3. Most respondents believe that they will fulfil the requirements by January. At the same time, they believe that the main impact of the changes caused by PSD2 will not be felt until 1–3 years from now. Note: The Technical Standards (RTS) were released after the Deloitte study and now we all know that there is time to implement until September 2019. 

4. The greatest concerns among the respondents are related to inadequate instructions regarding programming interfaces and user identification, liability towards third parties and the ability to create a positive user experience. Note: there is now more guidance to this due to the published standards but the long implementation period will be cumbersome. 

Banks have great variety on their approaches to PSD2. None of them treat it as purely a regulatory topic.  A few leading banks have taken bold moves towards Open Banking, of which PSD2 only creates the first step for. The purpose of PSD2 has been to increase competition and to force banks to open up their monopolistic positions. Open Banking means going further down this road than PSD2 dictates. These banks are already enabling other service providers to use their core systems and data through APIs – payments, accounts, mortgages, corporate services, data and loans to start with. And they are gathering active developer communities around their platforms just like Apple etc. have done. 

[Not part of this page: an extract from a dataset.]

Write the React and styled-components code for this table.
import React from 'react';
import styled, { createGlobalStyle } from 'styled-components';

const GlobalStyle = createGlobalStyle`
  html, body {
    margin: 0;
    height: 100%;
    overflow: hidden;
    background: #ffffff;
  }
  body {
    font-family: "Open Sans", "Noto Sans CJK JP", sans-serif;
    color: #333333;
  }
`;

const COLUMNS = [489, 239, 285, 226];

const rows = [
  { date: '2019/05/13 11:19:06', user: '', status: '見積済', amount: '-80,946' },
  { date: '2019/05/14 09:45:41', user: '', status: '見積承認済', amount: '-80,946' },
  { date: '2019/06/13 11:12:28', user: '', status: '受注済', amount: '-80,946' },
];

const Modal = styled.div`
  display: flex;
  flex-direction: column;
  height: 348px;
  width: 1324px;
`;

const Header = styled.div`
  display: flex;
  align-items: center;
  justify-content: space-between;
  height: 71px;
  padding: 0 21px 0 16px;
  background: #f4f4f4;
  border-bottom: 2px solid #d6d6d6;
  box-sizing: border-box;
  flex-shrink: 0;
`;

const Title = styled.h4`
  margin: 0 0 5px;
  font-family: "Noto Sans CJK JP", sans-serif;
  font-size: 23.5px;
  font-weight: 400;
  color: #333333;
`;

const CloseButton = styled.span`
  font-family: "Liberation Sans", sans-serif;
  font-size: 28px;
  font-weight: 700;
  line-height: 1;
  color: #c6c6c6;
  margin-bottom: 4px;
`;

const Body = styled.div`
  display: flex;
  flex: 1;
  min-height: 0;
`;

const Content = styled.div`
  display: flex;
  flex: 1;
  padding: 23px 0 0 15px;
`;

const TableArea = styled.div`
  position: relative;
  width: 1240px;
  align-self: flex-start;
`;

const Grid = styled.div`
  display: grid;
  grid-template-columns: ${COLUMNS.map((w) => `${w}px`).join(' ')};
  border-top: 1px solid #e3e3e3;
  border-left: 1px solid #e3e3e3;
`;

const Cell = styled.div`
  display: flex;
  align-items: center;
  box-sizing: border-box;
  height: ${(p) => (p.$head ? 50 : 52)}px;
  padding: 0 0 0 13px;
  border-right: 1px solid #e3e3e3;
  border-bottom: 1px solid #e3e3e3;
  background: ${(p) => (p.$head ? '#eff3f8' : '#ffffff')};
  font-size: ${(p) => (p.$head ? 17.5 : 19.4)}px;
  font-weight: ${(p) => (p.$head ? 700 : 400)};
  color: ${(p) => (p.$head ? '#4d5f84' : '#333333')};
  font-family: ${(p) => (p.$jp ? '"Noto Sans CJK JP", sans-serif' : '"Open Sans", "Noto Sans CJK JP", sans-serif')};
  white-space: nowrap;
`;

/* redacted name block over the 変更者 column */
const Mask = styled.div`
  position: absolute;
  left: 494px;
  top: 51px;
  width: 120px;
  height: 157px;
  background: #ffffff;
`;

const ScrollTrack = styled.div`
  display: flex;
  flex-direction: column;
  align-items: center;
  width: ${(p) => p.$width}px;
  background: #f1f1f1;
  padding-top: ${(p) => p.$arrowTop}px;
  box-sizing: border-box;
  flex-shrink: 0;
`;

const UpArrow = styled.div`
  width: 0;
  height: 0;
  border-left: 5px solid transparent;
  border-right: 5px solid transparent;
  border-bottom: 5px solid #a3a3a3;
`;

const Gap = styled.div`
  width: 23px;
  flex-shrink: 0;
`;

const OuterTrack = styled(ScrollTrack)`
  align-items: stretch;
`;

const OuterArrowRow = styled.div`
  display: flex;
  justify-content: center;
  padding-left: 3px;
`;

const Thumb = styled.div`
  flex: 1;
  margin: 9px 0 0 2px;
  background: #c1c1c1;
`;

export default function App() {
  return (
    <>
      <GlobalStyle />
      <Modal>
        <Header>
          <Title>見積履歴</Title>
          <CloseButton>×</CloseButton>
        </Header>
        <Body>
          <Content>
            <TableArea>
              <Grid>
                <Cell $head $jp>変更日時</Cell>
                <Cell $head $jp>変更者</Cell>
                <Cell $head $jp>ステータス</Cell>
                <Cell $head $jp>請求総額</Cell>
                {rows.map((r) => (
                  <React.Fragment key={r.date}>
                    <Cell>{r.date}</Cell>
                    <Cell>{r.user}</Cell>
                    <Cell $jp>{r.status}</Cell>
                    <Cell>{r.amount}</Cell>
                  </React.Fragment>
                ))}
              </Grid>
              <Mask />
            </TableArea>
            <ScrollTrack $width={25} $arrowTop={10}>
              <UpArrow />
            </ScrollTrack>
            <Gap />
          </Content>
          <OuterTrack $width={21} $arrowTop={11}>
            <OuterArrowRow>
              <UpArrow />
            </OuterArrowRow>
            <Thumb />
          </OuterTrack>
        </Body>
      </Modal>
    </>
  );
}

Surprisingly many banks state that their strategy is to be ”a fast follower”: to observe the market and to react when something major happens. This is understandable, as PSD2 is hardly the only or an independent factor driving change. Artificial intelligence, DLT, new players, real-time payments, and the new expectations and roles of customers and employees are all simultaneously shaping the banks’ environment. The key issue is to understand the empowerment of customers and embracing it in operational renewal. However, it is hard to understand what to follow in this respect as customer behavior and Open Banking can lead anywhere and reacting will be nearly impossible. And creating a developer community takes time and effort. 

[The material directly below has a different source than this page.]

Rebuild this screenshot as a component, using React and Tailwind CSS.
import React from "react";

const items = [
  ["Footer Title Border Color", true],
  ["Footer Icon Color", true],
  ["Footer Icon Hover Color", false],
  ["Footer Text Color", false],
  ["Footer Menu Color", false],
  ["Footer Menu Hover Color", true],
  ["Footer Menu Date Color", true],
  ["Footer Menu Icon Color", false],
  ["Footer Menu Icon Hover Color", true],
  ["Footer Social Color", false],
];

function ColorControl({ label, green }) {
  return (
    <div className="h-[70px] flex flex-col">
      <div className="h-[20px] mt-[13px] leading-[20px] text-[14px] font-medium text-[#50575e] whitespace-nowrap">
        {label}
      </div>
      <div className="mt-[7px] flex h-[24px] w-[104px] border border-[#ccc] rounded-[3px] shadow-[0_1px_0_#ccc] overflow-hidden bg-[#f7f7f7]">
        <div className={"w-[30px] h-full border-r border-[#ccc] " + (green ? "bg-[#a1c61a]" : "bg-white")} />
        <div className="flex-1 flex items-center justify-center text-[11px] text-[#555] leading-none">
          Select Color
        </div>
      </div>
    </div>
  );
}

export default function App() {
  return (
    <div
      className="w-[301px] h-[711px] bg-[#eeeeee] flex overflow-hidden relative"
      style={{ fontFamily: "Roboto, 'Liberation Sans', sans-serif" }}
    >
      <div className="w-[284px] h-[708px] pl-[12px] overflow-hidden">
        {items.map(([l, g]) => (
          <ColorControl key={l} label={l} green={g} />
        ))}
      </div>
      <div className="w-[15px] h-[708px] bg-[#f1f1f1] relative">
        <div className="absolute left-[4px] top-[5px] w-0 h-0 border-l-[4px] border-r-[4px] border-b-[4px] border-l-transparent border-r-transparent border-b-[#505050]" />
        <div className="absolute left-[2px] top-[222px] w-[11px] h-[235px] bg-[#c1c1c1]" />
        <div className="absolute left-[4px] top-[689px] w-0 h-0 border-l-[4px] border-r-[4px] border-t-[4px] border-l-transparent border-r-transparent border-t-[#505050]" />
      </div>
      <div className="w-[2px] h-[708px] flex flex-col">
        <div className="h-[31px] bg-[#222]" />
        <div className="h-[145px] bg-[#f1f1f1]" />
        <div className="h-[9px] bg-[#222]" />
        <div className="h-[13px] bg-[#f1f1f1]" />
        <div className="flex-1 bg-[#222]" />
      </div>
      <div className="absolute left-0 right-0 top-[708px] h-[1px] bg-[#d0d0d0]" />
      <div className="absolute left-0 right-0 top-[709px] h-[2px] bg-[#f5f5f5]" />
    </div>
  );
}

According to the Deloitte survey, banks see that one option is to provide everyone services that are now only offered to the few and select, such as corporate services and asset management. Banks also believe that PSD2 will increase demand for consumer credit while improving banks’ methods to assess credit risks. Therefore, some Nordic banks have decided to steer away from universal banking: they have chosen the services to focus on and will offer other services in collaboration with others. 

Many banks consider that payment services are still important for the customer experience and as a key source of earnings and want to contribute to the creation of new payment methods both collaboratively and independently. The customer’s role is changing profoundly, and I believe that we will soon see large corporations requesting their banks to pay for the privilege of managing their payment transactions. For banks, the transaction streams will soon be more valuable than gold or bitcoin, as they open up opportunities to build new services based on data. BBVA has already opened an API interface for aggregated data for card payments. In the meantime, one can only speculate how a merchant could make use of this data to develop its own services, location, pricing and offering. 

So the original purpose of PSD2 is taking shape: banks are opening up and there are more players in the field. Although instead of fierce competition we are seeing more cooperation. And that is not bad at all. Also banks that have historically looked and felt identical, are starting to take different shapes. It is clear that in the aftermath of this storm, the offering and earnings models will be different from today – regardless of whether the services are offered by a bank, merchant or some other party. Hence it is high time to define Open Banking / PSD2 strategy. How will you grab the opportunity?